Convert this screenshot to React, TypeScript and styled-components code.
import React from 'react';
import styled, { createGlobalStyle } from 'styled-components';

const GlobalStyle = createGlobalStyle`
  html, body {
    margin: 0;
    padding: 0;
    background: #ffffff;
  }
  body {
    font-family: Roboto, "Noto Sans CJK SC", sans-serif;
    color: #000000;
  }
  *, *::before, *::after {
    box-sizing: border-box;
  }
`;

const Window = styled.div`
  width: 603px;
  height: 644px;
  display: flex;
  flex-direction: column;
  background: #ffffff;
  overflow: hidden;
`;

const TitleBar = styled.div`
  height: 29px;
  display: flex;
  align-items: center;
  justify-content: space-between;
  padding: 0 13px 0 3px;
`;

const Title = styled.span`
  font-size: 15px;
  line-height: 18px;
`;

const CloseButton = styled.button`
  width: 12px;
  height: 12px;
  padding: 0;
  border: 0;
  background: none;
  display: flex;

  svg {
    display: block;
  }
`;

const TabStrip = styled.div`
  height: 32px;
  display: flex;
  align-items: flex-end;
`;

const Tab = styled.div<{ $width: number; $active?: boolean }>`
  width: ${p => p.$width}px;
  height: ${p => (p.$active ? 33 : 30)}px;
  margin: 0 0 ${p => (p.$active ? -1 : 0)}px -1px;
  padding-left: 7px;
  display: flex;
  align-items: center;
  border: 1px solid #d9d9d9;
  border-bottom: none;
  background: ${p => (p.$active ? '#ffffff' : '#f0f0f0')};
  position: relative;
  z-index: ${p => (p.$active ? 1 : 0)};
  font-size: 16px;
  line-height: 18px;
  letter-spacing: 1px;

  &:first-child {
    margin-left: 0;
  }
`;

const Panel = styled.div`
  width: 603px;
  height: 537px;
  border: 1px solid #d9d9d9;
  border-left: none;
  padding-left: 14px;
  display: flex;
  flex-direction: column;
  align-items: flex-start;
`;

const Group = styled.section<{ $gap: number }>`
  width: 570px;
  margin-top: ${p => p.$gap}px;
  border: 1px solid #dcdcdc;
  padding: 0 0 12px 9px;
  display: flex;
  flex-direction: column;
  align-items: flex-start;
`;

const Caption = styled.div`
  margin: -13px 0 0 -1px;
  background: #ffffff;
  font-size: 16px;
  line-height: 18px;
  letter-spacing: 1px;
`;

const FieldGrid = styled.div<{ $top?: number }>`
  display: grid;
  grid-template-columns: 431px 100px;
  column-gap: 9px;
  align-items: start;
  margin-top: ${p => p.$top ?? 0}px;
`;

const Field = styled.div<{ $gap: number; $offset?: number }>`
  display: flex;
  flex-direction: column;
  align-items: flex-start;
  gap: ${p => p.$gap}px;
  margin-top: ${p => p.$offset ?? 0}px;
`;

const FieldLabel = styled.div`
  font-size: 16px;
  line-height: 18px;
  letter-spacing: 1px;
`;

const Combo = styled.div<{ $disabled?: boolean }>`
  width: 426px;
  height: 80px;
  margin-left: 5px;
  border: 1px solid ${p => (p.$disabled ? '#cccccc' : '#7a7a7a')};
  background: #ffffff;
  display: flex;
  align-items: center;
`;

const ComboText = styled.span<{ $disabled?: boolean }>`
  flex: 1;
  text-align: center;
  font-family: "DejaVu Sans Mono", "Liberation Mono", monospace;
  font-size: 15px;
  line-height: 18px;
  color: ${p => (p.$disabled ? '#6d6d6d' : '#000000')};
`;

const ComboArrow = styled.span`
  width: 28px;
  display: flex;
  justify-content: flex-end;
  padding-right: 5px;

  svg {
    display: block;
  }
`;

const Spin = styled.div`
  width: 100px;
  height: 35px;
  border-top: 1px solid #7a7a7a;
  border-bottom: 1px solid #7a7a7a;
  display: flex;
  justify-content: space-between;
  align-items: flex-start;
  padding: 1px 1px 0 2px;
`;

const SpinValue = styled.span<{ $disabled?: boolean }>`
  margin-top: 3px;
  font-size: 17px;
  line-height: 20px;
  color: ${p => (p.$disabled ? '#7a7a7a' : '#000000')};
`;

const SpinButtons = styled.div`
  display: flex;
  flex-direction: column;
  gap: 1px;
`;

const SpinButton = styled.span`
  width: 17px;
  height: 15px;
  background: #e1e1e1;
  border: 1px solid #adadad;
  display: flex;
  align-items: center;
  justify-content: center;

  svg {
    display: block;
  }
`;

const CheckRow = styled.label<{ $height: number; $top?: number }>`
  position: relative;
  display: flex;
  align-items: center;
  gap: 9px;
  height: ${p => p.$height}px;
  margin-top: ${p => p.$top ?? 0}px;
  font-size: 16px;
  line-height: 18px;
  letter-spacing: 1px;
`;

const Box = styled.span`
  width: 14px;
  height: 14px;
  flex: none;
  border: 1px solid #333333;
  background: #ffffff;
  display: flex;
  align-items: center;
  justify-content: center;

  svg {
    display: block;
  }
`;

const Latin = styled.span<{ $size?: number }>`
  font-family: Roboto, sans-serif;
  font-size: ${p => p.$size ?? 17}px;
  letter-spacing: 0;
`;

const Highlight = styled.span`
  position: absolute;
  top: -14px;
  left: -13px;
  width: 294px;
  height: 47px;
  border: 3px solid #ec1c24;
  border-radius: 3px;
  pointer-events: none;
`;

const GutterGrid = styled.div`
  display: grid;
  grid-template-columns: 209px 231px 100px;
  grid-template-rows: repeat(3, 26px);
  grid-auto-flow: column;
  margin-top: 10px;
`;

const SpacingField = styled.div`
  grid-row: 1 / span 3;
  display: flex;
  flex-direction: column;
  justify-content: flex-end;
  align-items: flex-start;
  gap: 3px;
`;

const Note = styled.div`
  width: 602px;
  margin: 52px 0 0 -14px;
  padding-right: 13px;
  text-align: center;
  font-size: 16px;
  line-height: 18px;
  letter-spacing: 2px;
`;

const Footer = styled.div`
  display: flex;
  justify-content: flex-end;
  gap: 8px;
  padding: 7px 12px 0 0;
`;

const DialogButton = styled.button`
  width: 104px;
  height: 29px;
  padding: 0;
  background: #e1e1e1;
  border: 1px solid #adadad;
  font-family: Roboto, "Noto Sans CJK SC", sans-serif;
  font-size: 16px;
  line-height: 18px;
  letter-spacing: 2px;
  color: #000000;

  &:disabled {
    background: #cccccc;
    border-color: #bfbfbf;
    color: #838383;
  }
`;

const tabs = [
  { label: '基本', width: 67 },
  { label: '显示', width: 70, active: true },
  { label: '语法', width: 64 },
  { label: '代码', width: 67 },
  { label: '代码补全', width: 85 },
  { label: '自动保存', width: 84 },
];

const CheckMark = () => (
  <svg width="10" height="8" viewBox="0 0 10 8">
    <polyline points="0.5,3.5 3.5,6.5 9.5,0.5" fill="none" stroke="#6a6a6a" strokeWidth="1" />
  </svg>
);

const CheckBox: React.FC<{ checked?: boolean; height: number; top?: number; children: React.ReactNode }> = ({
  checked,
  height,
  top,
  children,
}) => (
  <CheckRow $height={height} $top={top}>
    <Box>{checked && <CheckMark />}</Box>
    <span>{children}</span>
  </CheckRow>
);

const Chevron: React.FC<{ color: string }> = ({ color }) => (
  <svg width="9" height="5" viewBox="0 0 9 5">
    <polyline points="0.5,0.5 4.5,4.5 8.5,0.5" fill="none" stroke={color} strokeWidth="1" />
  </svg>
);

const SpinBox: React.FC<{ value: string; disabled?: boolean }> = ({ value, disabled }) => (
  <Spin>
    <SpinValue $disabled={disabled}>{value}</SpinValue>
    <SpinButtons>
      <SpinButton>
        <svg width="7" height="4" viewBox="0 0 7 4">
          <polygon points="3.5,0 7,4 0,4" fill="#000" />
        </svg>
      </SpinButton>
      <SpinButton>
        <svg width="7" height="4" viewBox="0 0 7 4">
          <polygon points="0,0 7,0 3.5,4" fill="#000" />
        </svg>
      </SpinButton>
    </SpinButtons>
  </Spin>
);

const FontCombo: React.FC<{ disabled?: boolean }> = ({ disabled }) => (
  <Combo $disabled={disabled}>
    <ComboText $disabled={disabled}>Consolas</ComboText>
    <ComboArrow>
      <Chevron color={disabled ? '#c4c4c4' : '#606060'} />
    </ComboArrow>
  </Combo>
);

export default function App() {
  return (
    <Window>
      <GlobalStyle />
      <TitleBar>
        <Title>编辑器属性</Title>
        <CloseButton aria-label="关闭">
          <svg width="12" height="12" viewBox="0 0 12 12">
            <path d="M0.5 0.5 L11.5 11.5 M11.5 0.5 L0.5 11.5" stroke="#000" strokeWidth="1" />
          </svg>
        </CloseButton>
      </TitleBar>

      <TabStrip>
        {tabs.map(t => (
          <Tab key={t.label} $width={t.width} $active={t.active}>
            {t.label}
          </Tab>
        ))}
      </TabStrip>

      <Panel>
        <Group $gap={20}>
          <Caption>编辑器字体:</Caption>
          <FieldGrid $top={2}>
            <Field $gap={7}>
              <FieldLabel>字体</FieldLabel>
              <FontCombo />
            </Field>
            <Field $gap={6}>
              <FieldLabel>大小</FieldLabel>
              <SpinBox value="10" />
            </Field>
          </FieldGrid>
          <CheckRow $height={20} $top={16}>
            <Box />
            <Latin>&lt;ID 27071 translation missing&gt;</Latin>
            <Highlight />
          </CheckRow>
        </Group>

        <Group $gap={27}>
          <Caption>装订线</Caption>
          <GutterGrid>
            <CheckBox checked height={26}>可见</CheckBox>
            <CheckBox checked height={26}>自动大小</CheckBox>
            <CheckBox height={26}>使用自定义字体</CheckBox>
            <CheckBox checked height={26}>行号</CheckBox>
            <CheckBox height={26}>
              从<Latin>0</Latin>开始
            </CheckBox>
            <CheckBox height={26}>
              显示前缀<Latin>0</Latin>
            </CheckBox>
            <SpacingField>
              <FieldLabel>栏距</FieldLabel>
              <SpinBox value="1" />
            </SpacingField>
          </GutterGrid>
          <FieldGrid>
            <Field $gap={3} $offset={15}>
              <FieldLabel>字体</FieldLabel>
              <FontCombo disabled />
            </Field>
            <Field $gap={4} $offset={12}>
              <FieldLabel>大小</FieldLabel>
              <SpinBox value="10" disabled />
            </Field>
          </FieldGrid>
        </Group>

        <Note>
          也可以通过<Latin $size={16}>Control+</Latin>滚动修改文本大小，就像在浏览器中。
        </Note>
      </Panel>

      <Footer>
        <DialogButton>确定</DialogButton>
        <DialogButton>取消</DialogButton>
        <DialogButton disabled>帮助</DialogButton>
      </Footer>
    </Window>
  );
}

= = = = =

### SHORT PROBLEM
Tally the lines that hold the string "React" and state the total, nothing more.

### RESPONSE FOR THIS EXERCISE
6